Over the past several years, data from the Annual Arts Education Survey conducted by the Office of Arts and Special Projects (OASP) of the New York City Department of Education (NYCDOE) have revealed that arts programming in middle schools—often a weak link in education—is losing ground. Despite the state standard that middle school students participate in two years of sequential instruction in one art form led by a certified arts teacher, the survey found that some schools were not providing this level of programming.

With the support of New York City Schools Chancellor Dennis Wolcott, Arts in the Middle was launched. It is a three- to five-year initiative created by Lincoln Center Education, a division of Lincoln Center, in close collaboration with the NYCDOE. The initiative aims to provide arts programming and teacher training to NYC middle schools that are underserved in the arts. Metis, which has assisted the NYCDOE with the Annual Arts Education Survey since 2008, helped to identify 50 schools that would benefit from increased arts offerings, and these schools were given an opportunity to apply for assistance from this initiative.

The six initial schools selected for the program each receive help from a teaching artist who comes regularly to work with staff and students and who participates in a school arts team composed of both arts and non-arts teaching staff, depending on the make-up of the school faculty. The program aims not only to transform arts instruction in these schools but also to use the arts as a vehicle to improve school climate in terms of student behavior, attendance, and motivation and parent involvement.
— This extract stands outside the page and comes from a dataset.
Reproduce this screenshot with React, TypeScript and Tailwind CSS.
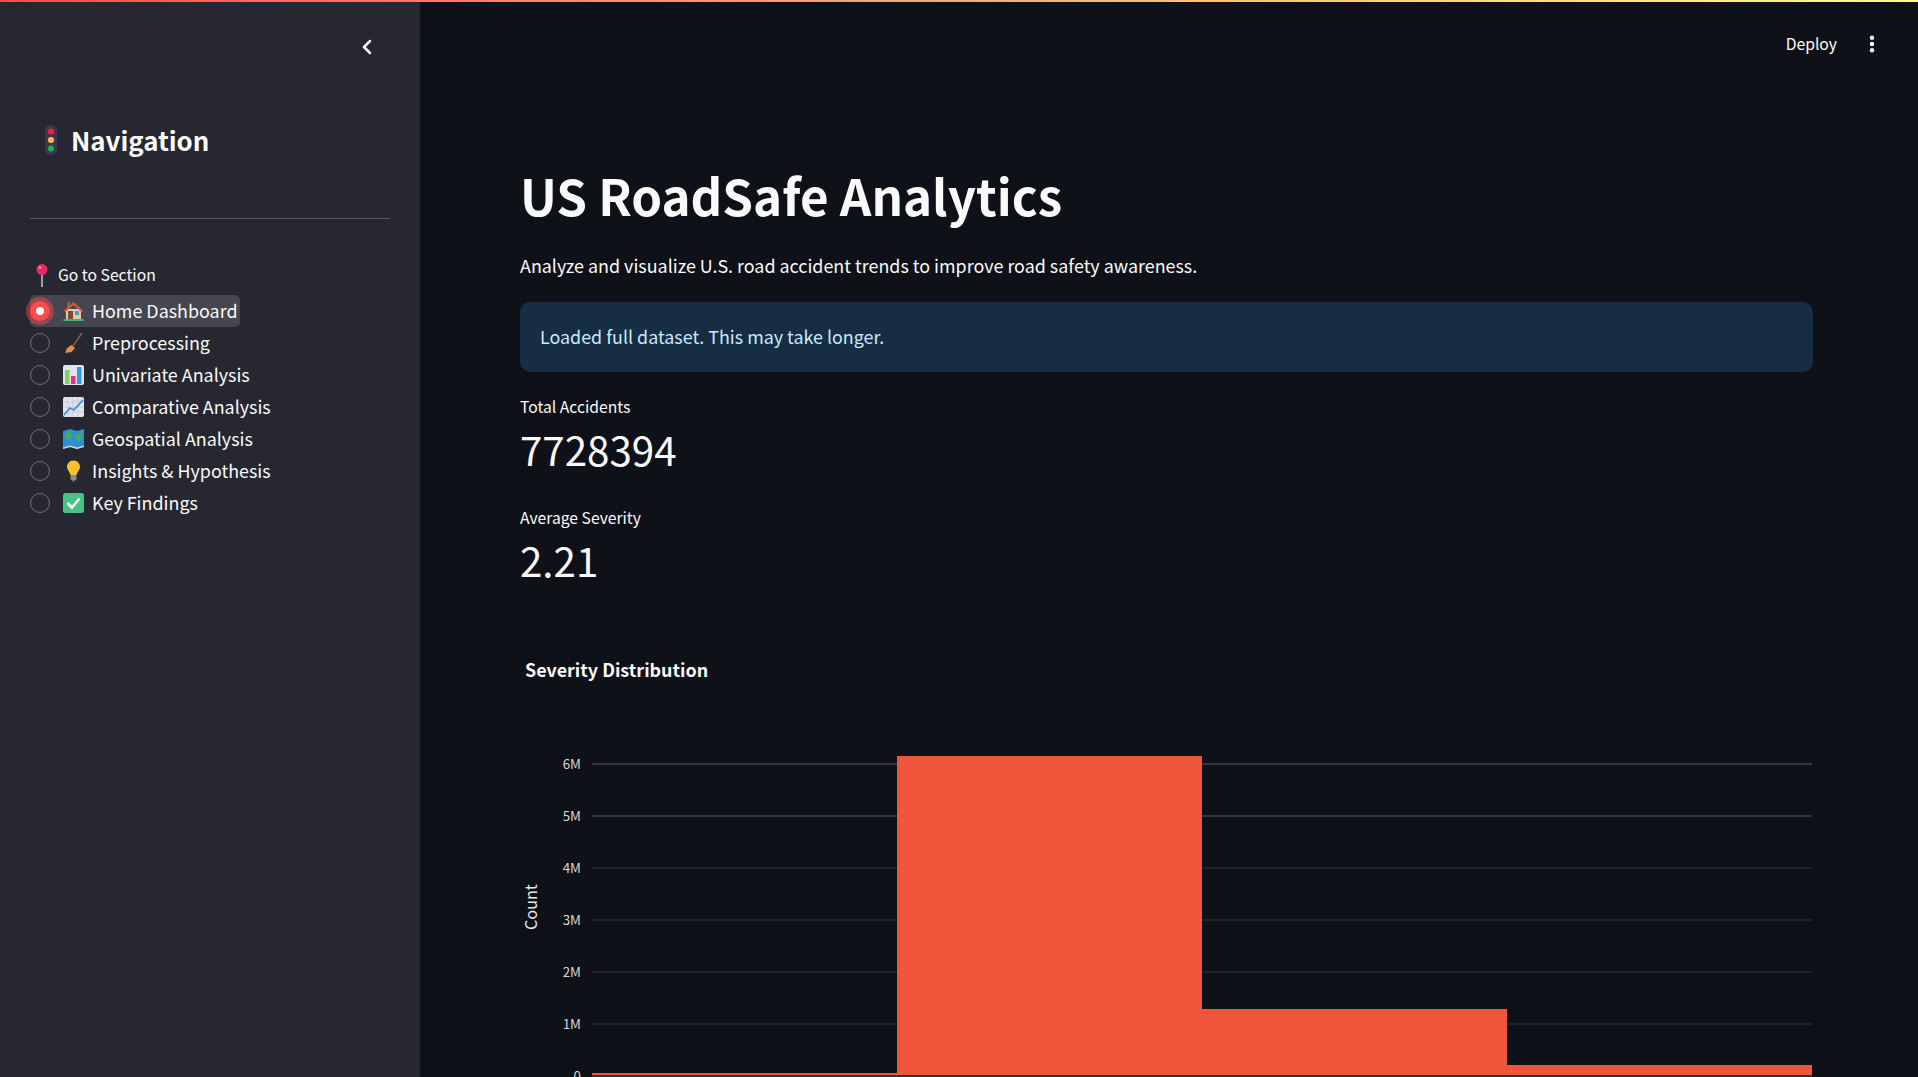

Now that the project is under way, Metis is evaluating it, exploring through interviews and data analysis issues such as the quantity and quality of arts programming; the involvement of parents in the schools; teacher engagement and retention; and student enrollment, attendance, and engagement in the arts. Metis is also applying a rubric that examines students' and staffs' “Capacities for Imaginative Learning”—a set of pro-cognitive skills identified by Lincoln Center Education. In fall 2015, an additional five schools will be added to the initiative, and Metis will bring them into the evaluation as they come on board.